Dominik Graf («Fabian oder Der Gang vor die Hunde») hat ohne jede billige Esoterik einen hellwachen, überbordend lebendigen und beseelten Film inszeniert. Der sich um große Fragen dreht und kleine Details nicht ausspart: Wenn Christina auf dem Balkon sitzt und träumt, arbeiten im Hof Handwerker, und es scheint eine unsichtbare Verbindung zu geben. Auch für den Gefühlsaufruhr der Protagonistin findet der Film die kongenialen Bilder, manchmal in schnellen, blitzartigen Schnitten, dann wieder in ruhigen Einstellungen.
Zwischen Alltag und Ewigkeit liegen dann manchmal Sekunden.
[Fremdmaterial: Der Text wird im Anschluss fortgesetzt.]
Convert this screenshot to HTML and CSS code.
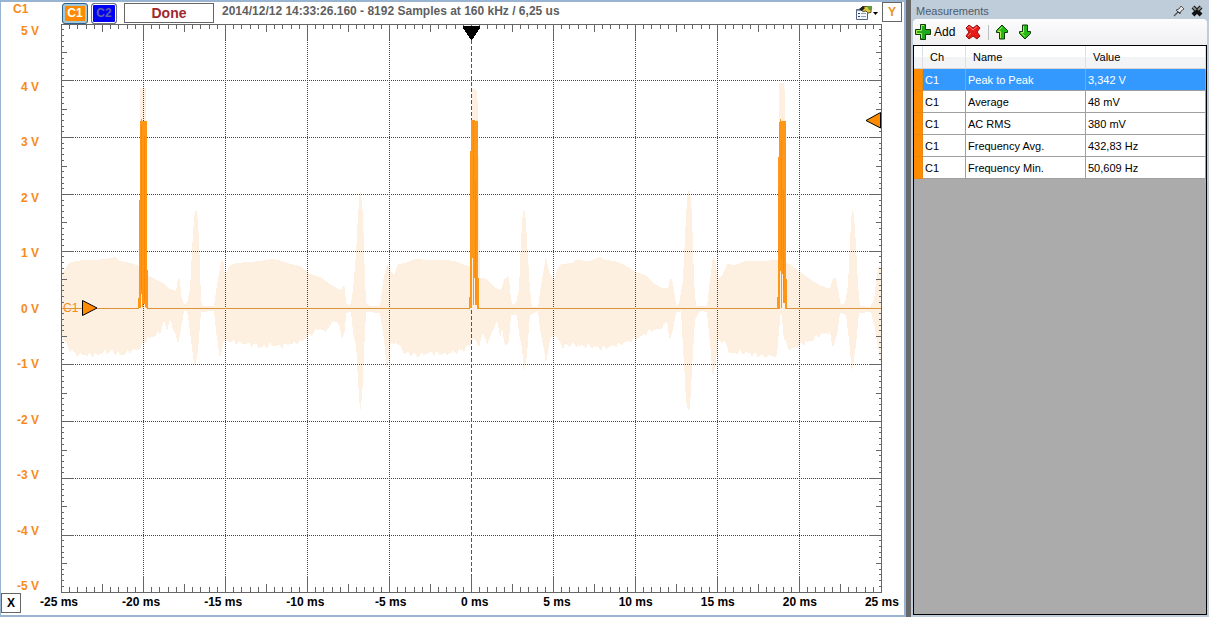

Salzburg als Schauplatz des Dramas wird von Kameramann Hendrik A. Kley eher profan eingefangen, eine etwas altmodische Stadt, ohne jeden Hauch von mozartsüßer Festspielatmosphäre. Später geht es in die Berge, in eine wild-romantische Landschaft, da weiten sich die Perspektiven, Wasserfälle rauschen wie seit Urzeiten. Hier scheinen sich die Liebenden endgültig zu verlieren. Ist der Tod gar nicht das Ende?